GİRİŞİMCİLİK TUTKU İSTİYOR
Kadın olarak iş kurma yetkinliği ve bu konudaki başarı öyküsünü paylaşan Girişimci Perihan Çöcelli, “Girişimci olmak için insanların idealleri olması lazım. Çok istediğin bir şey varsa girişimci olabilirsin. Girişimcilik bir tutku istiyor. Tutku da istekle oluyor. Para insanda çok büyük bir tutku yaratmıyor. Daha çok manevi şeyler insanda tutku yaratıyor.

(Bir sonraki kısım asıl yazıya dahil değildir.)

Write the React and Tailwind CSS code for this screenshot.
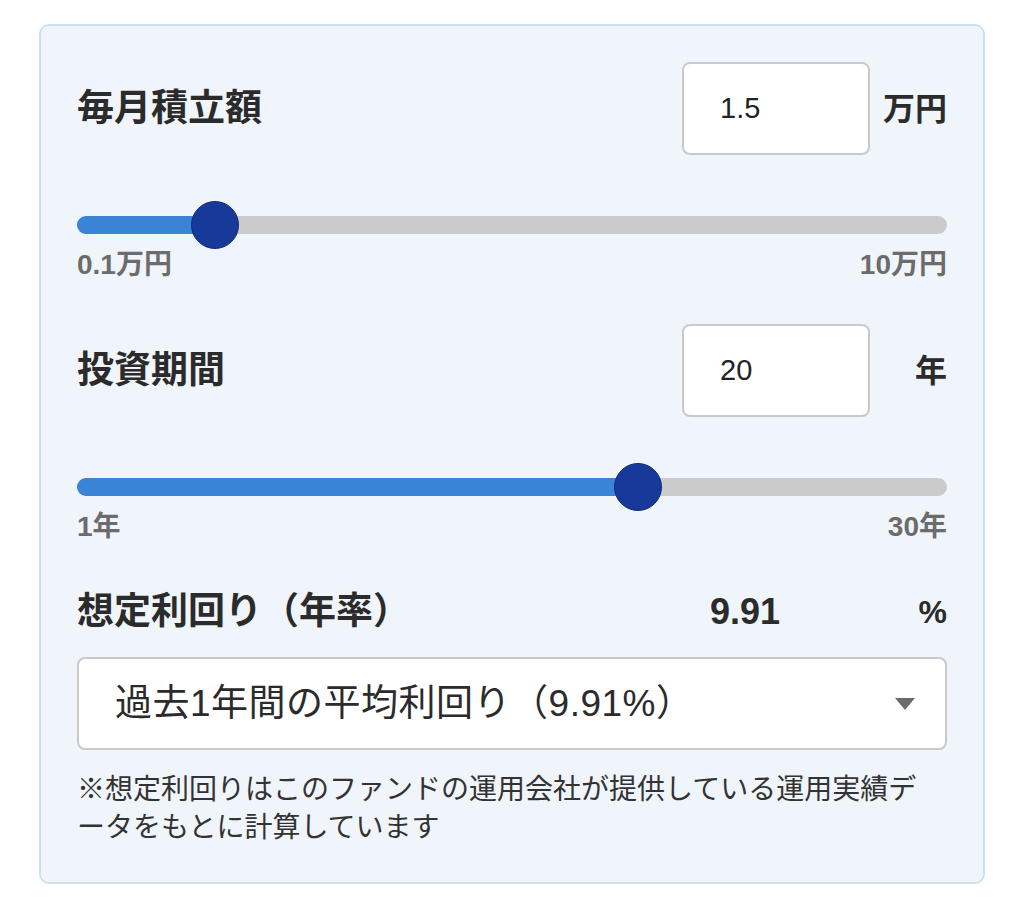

Emek vermeleri lazım. Türk toplumunda gördüğüm en büyük sorun; bayan iş hayatına başlıyor. Mühendislik okuyor. Fabrikalarda çalışmaya başlıyor. Tabi ki fabrika hayatı kolay değil. Bir süre sonra evleniyor ya bırakıyor ya çocuk sahibi oluyor bırakıyor. Kadınlar inatla iş hayatına tutunmaya çaba göstermeli, pes etmek yok. Bu ülkede bir şey üretmek istiyorsanız emek vermelisiniz. Kendinize de bu ülkeye de emek vermelisiniz.
Kadın ve iş dünyasında ise sanayide etkin olarak üretimin içinde çalışan Üretim Mühendisi Gülgün Kayın ve Elif Özdinç bir kadın olarak üretimdeki yaşamış oldukları avantaj ve dezavantajları öğrencilerle paylaştı.